-- START RECORDS TO USE --

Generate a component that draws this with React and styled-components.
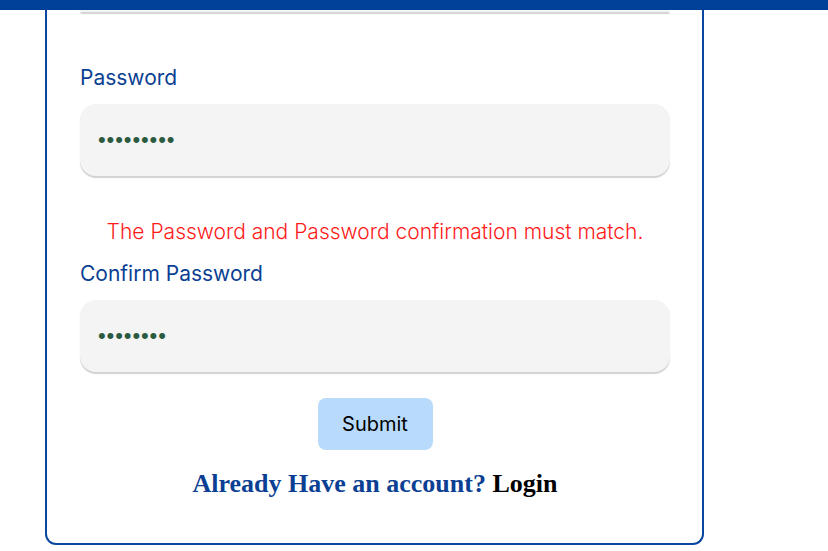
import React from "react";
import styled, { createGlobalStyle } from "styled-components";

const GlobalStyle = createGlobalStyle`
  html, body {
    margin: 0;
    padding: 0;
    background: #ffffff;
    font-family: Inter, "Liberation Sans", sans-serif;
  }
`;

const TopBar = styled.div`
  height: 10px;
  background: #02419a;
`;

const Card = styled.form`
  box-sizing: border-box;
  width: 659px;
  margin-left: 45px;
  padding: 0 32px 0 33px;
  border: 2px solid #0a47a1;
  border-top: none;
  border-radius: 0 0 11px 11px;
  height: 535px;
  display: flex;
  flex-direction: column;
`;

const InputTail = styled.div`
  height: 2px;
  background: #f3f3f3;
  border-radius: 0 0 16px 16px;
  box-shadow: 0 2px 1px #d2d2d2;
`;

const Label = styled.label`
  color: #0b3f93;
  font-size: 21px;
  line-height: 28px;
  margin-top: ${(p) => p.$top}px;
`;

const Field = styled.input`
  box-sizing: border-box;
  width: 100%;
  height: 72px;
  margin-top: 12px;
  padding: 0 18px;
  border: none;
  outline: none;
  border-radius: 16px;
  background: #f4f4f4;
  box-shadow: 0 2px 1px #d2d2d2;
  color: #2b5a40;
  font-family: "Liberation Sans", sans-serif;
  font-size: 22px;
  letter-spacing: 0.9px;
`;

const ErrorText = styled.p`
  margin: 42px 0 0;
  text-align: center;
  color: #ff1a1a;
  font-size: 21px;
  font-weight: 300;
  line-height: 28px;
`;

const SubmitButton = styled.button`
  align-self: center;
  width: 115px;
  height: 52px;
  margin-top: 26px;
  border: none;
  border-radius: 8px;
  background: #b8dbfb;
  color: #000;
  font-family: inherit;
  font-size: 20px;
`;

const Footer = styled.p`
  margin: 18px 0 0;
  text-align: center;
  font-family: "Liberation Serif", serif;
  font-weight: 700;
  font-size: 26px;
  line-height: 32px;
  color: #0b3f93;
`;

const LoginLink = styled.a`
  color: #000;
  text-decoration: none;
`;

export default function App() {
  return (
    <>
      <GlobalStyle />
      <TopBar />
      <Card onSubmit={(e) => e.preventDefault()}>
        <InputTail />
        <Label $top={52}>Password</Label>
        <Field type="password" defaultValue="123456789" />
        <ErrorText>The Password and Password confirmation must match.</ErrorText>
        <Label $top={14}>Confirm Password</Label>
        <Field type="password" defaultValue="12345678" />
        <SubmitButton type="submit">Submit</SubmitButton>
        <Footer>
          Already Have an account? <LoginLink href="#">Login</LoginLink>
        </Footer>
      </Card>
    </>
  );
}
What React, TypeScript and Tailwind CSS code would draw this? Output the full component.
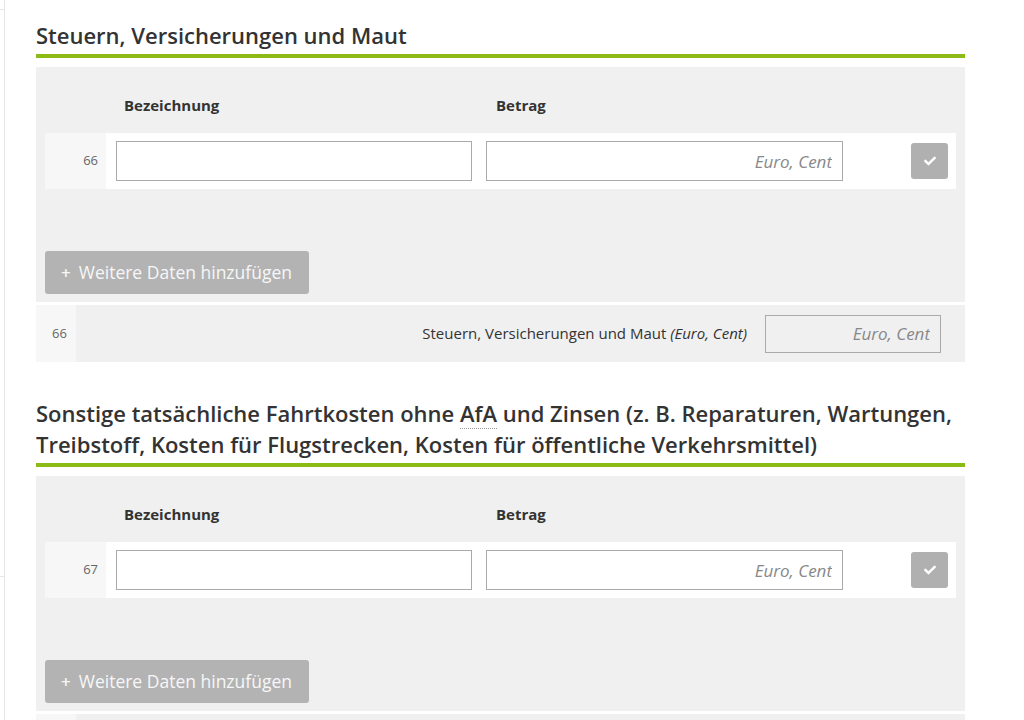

-- END RECORDS TO USE --

* TASK GOAL *
Pictures in the records above should not be copied. Repeat everything else exactly.

* EXERCISE RESULT *
Generate a component that draws this with React and styled-components.
import React from "react";
import styled, { createGlobalStyle } from "styled-components";

const GlobalStyle = createGlobalStyle`
  html, body {
    margin: 0;
    padding: 0;
    background: #ffffff;
    font-family: Inter, "Liberation Sans", sans-serif;
  }
`;

const TopBar = styled.div`
  height: 10px;
  background: #02419a;
`;

const Card = styled.form`
  box-sizing: border-box;
  width: 659px;
  margin-left: 45px;
  padding: 0 32px 0 33px;
  border: 2px solid #0a47a1;
  border-top: none;
  border-radius: 0 0 11px 11px;
  height: 535px;
  display: flex;
  flex-direction: column;
`;

const InputTail = styled.div`
  height: 2px;
  background: #f3f3f3;
  border-radius: 0 0 16px 16px;
  box-shadow: 0 2px 1px #d2d2d2;
`;

const Label = styled.label`
  color: #0b3f93;
  font-size: 21px;
  line-height: 28px;
  margin-top: ${(p) => p.$top}px;
`;

const Field = styled.input`
  box-sizing: border-box;
  width: 100%;
  height: 72px;
  margin-top: 12px;
  padding: 0 18px;
  border: none;
  outline: none;
  border-radius: 16px;
  background: #f4f4f4;
  box-shadow: 0 2px 1px #d2d2d2;
  color: #2b5a40;
  font-family: "Liberation Sans", sans-serif;
  font-size: 22px;
  letter-spacing: 0.9px;
`;

const ErrorText = styled.p`
  margin: 42px 0 0;
  text-align: center;
  color: #ff1a1a;
  font-size: 21px;
  font-weight: 300;
  line-height: 28px;
`;

const SubmitButton = styled.button`
  align-self: center;
  width: 115px;
  height: 52px;
  margin-top: 26px;
  border: none;
  border-radius: 8px;
  background: #b8dbfb;
  color: #000;
  font-family: inherit;
  font-size: 20px;
`;

const Footer = styled.p`
  margin: 18px 0 0;
  text-align: center;
  font-family: "Liberation Serif", serif;
  font-weight: 700;
  font-size: 26px;
  line-height: 32px;
  color: #0b3f93;
`;

const LoginLink = styled.a`
  color: #000;
  text-decoration: none;
`;

export default function App() {
  return (
    <>
      <GlobalStyle />
      <TopBar />
      <Card onSubmit={(e) => e.preventDefault()}>
        <InputTail />
        <Label $top={52}>Password</Label>
        <Field type="password" defaultValue="123456789" />
        <ErrorText>The Password and Password confirmation must match.</ErrorText>
        <Label $top={14}>Confirm Password</Label>
        <Field type="password" defaultValue="12345678" />
        <SubmitButton type="submit">Submit</SubmitButton>
        <Footer>
          Already Have an account? <LoginLink href="#">Login</LoginLink>
        </Footer>
      </Card>
    </>
  );
}
What React, TypeScript and Tailwind CSS code would draw this? Output the full component.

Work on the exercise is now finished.